Das war bis Ende April anders: Denn die Notquartiere im Rahmen des Wiener Winterpakets stehen immer allen wohnungslosen Menschen offen, damit niemand in der Kälte übernachten muss. „Im Winter“, sagt Schwertner von der Caritas, gab es in Wien „wirklich für jeden Obdachlosen einen Schlafplatz“.

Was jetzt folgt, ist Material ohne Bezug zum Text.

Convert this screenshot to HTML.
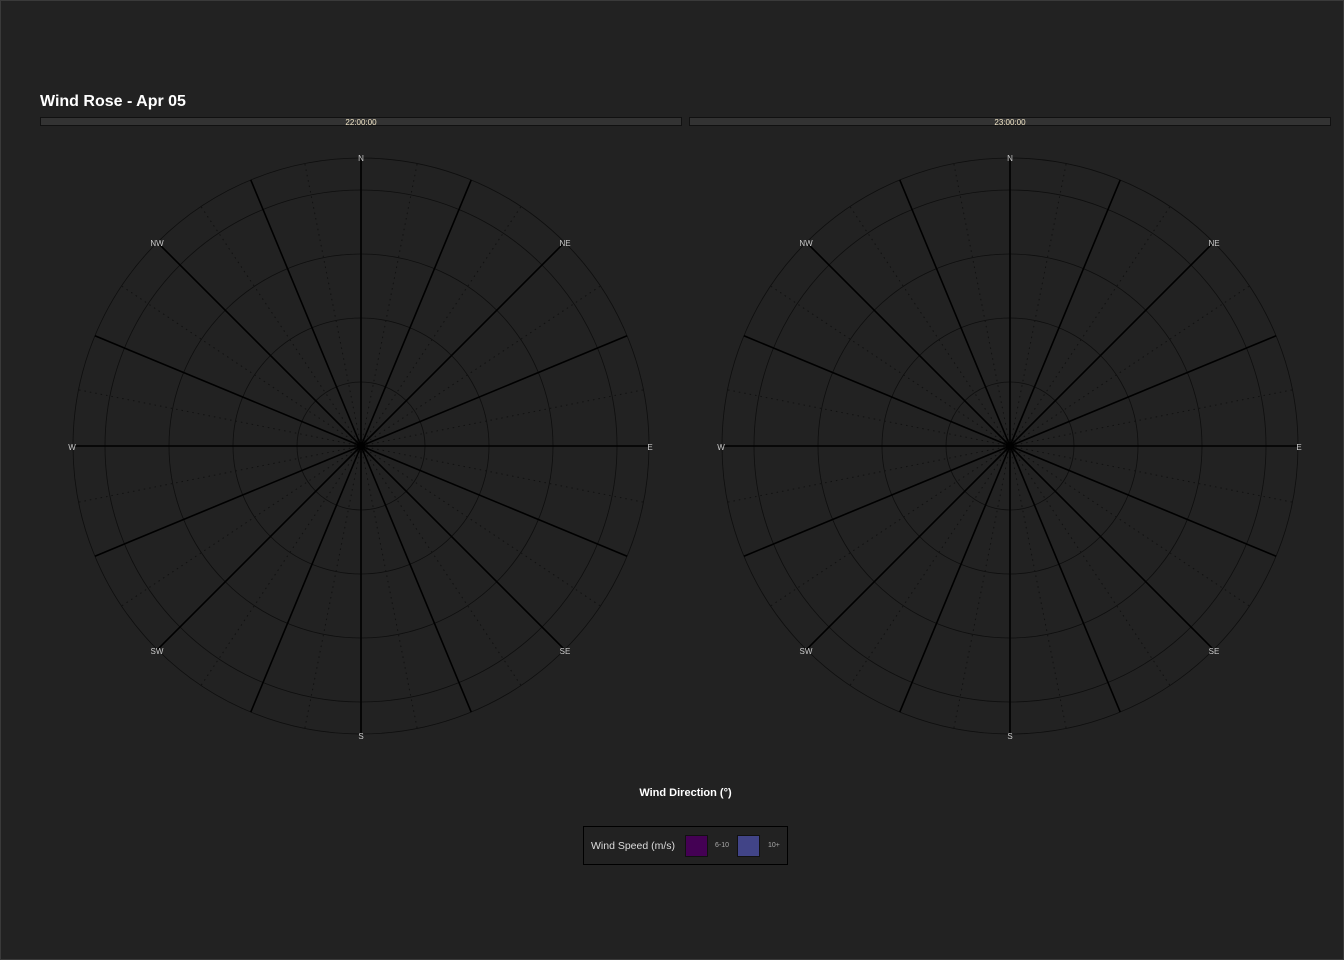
<!DOCTYPE html>
<html><head><meta charset="utf-8"><style>
html,body{margin:0;padding:0}
body{width:1344px;height:960px;background:#222;position:relative;overflow:hidden;font-family:"Liberation Sans",sans-serif;box-shadow:inset 0 0 0 1px #3a3a3a}
.t{position:absolute;left:40px;top:93px;color:#fff;font-weight:bold;font-size:16px}
.bar{position:absolute;top:117px;height:7px;background:#333;border:1px solid #111;color:#f2e6c8;font-size:8px;line-height:9px;text-align:center}
.lg{position:absolute;left:583px;top:826px;width:205px;height:39px;border:1px solid #000;box-sizing:border-box;background:#222}
</style></head><body>
<div class="t">Wind Rose - Apr 05</div>
<div class="bar" style="left:40px;width:640px">22:00:00</div>
<div class="bar" style="left:689px;width:640px">23:00:00</div>
<svg width="1344" height="960" style="position:absolute;left:0;top:0" id="s"></svg>
<div style="position:absolute;left:0;width:1371px;top:787px;text-align:center;color:#fff;font-weight:bold;font-size:11px">Wind Direction (°)</div>
<div class="lg">
<span style="position:absolute;left:7px;top:13px;color:#ddd;font-size:10.5px">Wind Speed (m/s)</span>
<div style="position:absolute;left:101px;top:8px;width:23px;height:22px;background:#440154;border:1px solid #111;box-sizing:border-box"></div>
<span style="position:absolute;left:131px;top:15px;color:#aaa;font-size:7px">6-10</span>
<div style="position:absolute;left:153px;top:8px;width:23px;height:22px;background:#414487;border:1px solid #111;box-sizing:border-box"></div>
<span style="position:absolute;left:184px;top:15px;color:#aaa;font-size:7px">10+</span>
</div>
<script>
var s=document.getElementById('s'),h='';
[[361,446],[1010,446]].forEach(function(c){
 var x=c[0],y=c[1],R=288;
 [64,128,192,256,R].forEach(function(r){h+='<circle cx="'+x+'" cy="'+y+'" r="'+r+'" fill="none" stroke="#0e0e0e" stroke-width="0.8"/>';});
 for(var i=0;i<16;i++){var a=(i*22.5+11.25)*Math.PI/180;h+='<line x1="'+x+'" y1="'+y+'" x2="'+(x+R*Math.sin(a))+'" y2="'+(y-R*Math.cos(a))+'" stroke="#111" stroke-width="1" stroke-dasharray="1.5,4"/>';}
 for(var i=0;i<16;i++){var a=i*22.5*Math.PI/180;h+='<line x1="'+x+'" y1="'+y+'" x2="'+(x+R*Math.sin(a))+'" y2="'+(y-R*Math.cos(a))+'" stroke="#000" stroke-width="1.6"/>';}
 h+='<circle cx="'+x+'" cy="'+y+'" r="4" fill="#000"/>';
 var L=[['N',0,158],['NE',204,243],['E',289,447],['SE',204,651],['S',0,736],['SW',-204,651],['W',-289,447],['NW',-204,243]];
 L.forEach(function(l){h+='<text x="'+(x+l[1])+'" y="'+(l[2]+3)+'" fill="#ccc" font-size="8" text-anchor="middle" font-family="Liberation Sans,sans-serif">'+l[0]+'</text>';});
});
s.innerHTML=h;
</script>
</body></html>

Die Vinziwerke fordern nun, dass es auch im restlichen Jahr genügend Schlafplätze für alle wohnungslosen Menschen gibt, immerhin sei Obdachlosigkeit „nicht saisonbedingt“ . Auch die Caritas sieht „gerade jetzt“ Handlungsbedarf. „Das können wir als Caritas aber nicht allein stemmen“, sagt Schwertner. „Wir wären aber grundsätzlich in der Lage, in wenigen Tagen ein zusätzliches Quartier aufzusperren.“

Ob es dazu kommt, ist allerdings fraglich. Der Fonds Soziales Wien (FSW) plant jedenfalls nicht, das Winterpaket in Zukunft zu einem „Regelangebot“ zu machen. Man setze stattdessen lieber auf Konzepte, um Menschen wieder zu „selbstständigem Wohnen“ zu bringen, und auf Sozial- und Rückkehrberatung. Zudem habe es seit 1. Mai sehr wohl auch freie Schlafplätze gegeben. Auch im Sommer gebe es – etwa mit den Angeboten der Vinzenzwerke – Schlafplätze für nicht anspruchsberechtigte Personen.